The
centre of the tooth is soft tissue, comprising nerve and
blood supply tissue. The outer surface of the nerve tissue
is similar, to you scholars, to a Medusa's head, with
millions of fine 'hairs' that are minute nerve ends. Each
'hair' runs up inside a single small tube with in the
dentine. So if you can imagine the dentine as an enormous
bundle of straws centred around a ball ( the nerve
tissue),
these hairs would run up inside each straw.
Covering
the outer ends of the straw tubes is the enamel which
is a very hard crystalline material. This outer surface
is the surface that takes all the abuse of the food
we eat, fluids we drink, and trauma when we bite and
chew, or get hit in the mouth during sports, brawls
and accidents. The reason that our teeth do not fracture
all fall apart after each knock is their unique design.

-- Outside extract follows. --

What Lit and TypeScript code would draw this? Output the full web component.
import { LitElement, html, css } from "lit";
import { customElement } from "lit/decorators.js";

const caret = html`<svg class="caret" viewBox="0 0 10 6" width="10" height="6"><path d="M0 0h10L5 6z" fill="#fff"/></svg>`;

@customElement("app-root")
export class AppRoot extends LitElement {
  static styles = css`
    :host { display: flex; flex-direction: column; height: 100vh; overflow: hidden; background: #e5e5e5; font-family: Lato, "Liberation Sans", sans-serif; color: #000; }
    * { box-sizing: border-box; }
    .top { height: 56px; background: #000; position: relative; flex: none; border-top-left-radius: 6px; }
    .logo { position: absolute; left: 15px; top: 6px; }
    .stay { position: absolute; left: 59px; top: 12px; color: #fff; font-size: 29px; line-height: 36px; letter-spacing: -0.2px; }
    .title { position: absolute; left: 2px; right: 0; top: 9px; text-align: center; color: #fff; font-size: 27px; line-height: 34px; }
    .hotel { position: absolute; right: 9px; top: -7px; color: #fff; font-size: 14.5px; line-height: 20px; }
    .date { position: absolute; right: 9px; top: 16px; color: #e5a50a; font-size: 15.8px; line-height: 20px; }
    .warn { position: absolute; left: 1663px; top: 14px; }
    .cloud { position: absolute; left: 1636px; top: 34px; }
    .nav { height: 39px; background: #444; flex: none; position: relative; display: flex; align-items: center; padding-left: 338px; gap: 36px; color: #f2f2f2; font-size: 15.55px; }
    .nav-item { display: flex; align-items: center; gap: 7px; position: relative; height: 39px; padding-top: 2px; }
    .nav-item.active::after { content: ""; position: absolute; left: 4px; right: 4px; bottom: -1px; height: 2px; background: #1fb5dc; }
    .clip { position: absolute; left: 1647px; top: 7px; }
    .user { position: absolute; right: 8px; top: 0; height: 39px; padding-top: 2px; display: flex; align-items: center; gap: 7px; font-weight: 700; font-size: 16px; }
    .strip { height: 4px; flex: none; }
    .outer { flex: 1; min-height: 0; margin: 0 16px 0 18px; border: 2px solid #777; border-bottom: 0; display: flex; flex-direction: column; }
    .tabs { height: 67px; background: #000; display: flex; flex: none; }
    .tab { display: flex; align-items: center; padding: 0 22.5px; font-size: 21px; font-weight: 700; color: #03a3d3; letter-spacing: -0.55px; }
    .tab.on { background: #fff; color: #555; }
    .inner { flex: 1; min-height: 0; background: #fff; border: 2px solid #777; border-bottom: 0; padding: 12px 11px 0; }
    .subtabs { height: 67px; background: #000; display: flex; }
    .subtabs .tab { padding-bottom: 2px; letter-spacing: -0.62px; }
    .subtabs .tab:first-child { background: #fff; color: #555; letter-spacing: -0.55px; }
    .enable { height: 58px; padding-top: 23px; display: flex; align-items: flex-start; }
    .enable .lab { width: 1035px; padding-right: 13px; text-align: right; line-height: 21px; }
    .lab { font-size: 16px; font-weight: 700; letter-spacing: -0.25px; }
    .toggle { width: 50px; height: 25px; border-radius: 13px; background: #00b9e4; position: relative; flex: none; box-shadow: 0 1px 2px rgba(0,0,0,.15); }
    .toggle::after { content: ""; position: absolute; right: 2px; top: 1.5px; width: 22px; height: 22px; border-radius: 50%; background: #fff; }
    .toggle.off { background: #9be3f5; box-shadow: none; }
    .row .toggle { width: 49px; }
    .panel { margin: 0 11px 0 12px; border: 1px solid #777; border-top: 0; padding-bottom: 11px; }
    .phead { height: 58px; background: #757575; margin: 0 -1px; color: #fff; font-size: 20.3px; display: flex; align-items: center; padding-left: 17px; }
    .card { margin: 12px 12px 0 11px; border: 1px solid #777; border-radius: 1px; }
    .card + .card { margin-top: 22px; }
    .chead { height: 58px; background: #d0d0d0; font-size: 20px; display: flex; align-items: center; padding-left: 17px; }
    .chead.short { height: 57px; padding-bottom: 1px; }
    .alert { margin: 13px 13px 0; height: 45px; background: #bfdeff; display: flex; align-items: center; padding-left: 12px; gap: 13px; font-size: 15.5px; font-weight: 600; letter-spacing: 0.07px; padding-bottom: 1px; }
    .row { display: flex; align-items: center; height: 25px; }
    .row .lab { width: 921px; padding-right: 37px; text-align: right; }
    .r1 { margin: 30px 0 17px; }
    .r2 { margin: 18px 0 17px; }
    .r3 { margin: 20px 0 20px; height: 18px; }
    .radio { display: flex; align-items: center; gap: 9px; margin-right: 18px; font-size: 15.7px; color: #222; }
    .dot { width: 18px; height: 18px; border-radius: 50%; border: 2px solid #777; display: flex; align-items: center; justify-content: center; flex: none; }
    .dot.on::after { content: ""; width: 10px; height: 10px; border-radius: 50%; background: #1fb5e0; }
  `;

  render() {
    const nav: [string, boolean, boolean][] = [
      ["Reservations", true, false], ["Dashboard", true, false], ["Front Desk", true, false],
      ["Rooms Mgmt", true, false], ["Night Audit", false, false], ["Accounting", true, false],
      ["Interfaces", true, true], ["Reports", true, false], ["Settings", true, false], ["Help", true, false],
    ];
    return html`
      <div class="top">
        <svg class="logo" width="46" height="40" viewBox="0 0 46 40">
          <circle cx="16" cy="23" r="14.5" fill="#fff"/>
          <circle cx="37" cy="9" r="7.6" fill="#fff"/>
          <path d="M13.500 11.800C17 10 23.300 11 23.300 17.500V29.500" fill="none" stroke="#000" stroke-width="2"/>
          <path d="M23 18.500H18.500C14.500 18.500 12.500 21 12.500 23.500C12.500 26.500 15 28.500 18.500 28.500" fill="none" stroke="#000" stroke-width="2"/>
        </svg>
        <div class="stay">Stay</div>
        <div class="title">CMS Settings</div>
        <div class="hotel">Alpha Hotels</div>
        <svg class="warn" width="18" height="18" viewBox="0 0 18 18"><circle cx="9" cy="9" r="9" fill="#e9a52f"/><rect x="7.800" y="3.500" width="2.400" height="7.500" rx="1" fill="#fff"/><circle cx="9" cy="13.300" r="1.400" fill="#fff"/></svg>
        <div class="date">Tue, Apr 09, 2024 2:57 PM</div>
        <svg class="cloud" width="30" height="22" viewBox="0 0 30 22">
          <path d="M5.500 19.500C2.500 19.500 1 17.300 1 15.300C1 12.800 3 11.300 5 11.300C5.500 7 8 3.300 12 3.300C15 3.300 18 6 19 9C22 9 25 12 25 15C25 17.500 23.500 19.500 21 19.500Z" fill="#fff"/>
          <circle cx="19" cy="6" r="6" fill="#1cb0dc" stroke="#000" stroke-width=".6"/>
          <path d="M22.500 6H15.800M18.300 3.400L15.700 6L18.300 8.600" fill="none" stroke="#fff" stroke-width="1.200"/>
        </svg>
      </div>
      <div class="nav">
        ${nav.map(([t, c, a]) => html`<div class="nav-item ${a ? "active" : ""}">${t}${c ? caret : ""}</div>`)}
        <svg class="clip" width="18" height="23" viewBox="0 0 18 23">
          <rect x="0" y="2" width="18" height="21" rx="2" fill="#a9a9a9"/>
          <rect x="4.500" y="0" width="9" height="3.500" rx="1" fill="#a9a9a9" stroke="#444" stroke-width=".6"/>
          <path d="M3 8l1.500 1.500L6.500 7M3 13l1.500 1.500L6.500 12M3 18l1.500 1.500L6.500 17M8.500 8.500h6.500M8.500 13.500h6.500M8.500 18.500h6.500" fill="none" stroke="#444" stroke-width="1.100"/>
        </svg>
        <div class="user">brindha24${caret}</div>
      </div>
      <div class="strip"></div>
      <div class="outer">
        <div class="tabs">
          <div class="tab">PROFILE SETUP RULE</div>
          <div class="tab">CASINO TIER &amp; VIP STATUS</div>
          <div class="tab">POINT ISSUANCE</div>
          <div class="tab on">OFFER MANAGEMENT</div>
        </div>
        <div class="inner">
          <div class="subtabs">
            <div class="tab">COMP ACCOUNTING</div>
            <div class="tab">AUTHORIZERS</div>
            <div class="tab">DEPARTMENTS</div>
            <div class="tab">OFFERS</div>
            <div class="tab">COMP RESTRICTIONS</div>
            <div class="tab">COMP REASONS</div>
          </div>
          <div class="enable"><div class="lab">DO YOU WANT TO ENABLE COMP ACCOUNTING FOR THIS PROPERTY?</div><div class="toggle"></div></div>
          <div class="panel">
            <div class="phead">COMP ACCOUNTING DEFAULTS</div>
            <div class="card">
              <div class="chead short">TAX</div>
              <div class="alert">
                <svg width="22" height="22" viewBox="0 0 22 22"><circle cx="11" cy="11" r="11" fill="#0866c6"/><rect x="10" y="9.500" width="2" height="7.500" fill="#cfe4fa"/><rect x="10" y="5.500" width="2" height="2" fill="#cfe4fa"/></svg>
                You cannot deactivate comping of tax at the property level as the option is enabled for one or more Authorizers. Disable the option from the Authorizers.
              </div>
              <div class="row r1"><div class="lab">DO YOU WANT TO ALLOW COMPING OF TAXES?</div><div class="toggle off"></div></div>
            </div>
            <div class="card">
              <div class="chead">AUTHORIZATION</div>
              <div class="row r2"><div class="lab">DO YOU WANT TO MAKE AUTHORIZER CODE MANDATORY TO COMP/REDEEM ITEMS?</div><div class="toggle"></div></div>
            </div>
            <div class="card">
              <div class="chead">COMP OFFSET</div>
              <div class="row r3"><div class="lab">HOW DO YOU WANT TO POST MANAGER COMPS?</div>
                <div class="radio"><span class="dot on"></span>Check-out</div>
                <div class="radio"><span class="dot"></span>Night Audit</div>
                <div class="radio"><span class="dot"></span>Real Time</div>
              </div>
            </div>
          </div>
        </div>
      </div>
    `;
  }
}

The dentine is 50% water, and the tubular construction
when wet with nerve fluids keeps this material flexible,
and able to absorb energy. So, you may well have many
fracture lines that you can see in your own teeth,
but the properties of the dentine bind the whole tooth
together and keep it intact and functional. The analogy
that I use to my Patients is a grass leaf. When wet,
it can be folded, knotted and woven. These processes
can be reversed, and the leaf returned to a single
leaf, usually without breakage. But once the grass
leaf dries to become hay, it is fragile and brittle.

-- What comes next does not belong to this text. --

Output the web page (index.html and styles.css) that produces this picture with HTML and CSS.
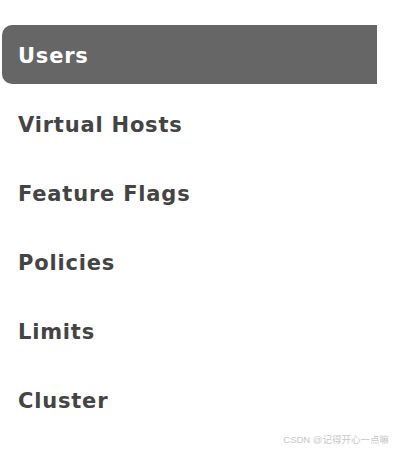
FILE: index.html
```html
<!DOCTYPE html>
<html lang="en">
<head>
    <meta charset="UTF-8">
    <title>Admin</title>
    <link rel="stylesheet" href="styles.css">
</head>
<body>
    <ul class="menu">
        <li><a href="#users" class="selected">Users</a></li>
        <li><a href="#vhosts">Virtual Hosts</a></li>
        <li><a href="#feature-flags">Feature Flags</a></li>
        <li><a href="#policies">Policies</a></li>
        <li><a href="#limits">Limits</a></li>
        <li><a href="#cluster">Cluster</a></li>
    </ul>
    <div class="watermark">CSDN @记得开心一点嘛</div>
</body>
</html>
```

FILE: styles.css
```css
* {
    margin: 0;
    padding: 0;
    box-sizing: border-box;
}

body {
    background: #fff;
    font-family: "DejaVu Sans", Verdana, sans-serif;
    width: 394px;
    height: 450px;
    overflow: hidden;
}

.menu {
    list-style: none;
    margin: 25px 0 0 2px;
    width: 375px;
    display: flex;
    flex-direction: column;
    gap: 10px;
}

.menu a {
    display: flex;
    align-items: center;
    height: 59px;
    padding: 2px 0 0 16px;
    font-size: 21px;
    font-weight: bold;
    letter-spacing: 0.8px;
    color: #444;
    text-decoration: none;
    border-radius: 10px 0 0 10px;
}

.menu a.selected {
    background: #666;
    color: #fff;
}

.watermark {
    position: absolute;
    right: 5px;
    top: 432px;
    font-family: "Liberation Sans", "Noto Sans CJK SC", sans-serif;
    font-size: 9.5px;
    color: #c8c8c8;
}
```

If you attempted to fold, knot or weave it is this
dried state, it would probably break or fracture.
Nature has many other examples of this.
Now
once the acids and bacterial by-products gain entry
into the dentine, the rate of penetration and destruction
is increased by its unique 'straw-like' construction.
Depending on where the decay area started in the tooth,
and the shape of the advancing decay, structural failure
of portions of the tooth, or the whole crown, can
occur. Unless this stage is quickly stabilised, the
nerve tissue will die, leading ultimately to infection
within the supporting bone tissue.
Infection
in the bone tissue is not a reason per se to remove the
tooth, as many patients that we see have teeth where the
nerve tissue has been removed and the tooth restored once
the infection has been eliminated. This process is called
root canal treatment. However, reinfection can occur if
the technique in cleaning, sterilisation and filling of
the root system is poor, or some of the cheap, outdated
techniques are used.
Bacterial
toxins that are left in the dentine structure of the root
system can cause an area of infection to develop at the
tip of the root, and this occasionally can be controlled
by specialised surgical procedures to remove the root
tip and the area of infection. But even this extreme measure
will ultimately fail if the canal system still harbours
bacterial toxins. For a more predictable result, the canal
system should be opened, recleaned and sterilised, and
then filled whilst being able to access both ends of the
root system. If this fails at some time after, then I
personally feel the tooth should be removed with care
to preserve as much of the bone structure as possible.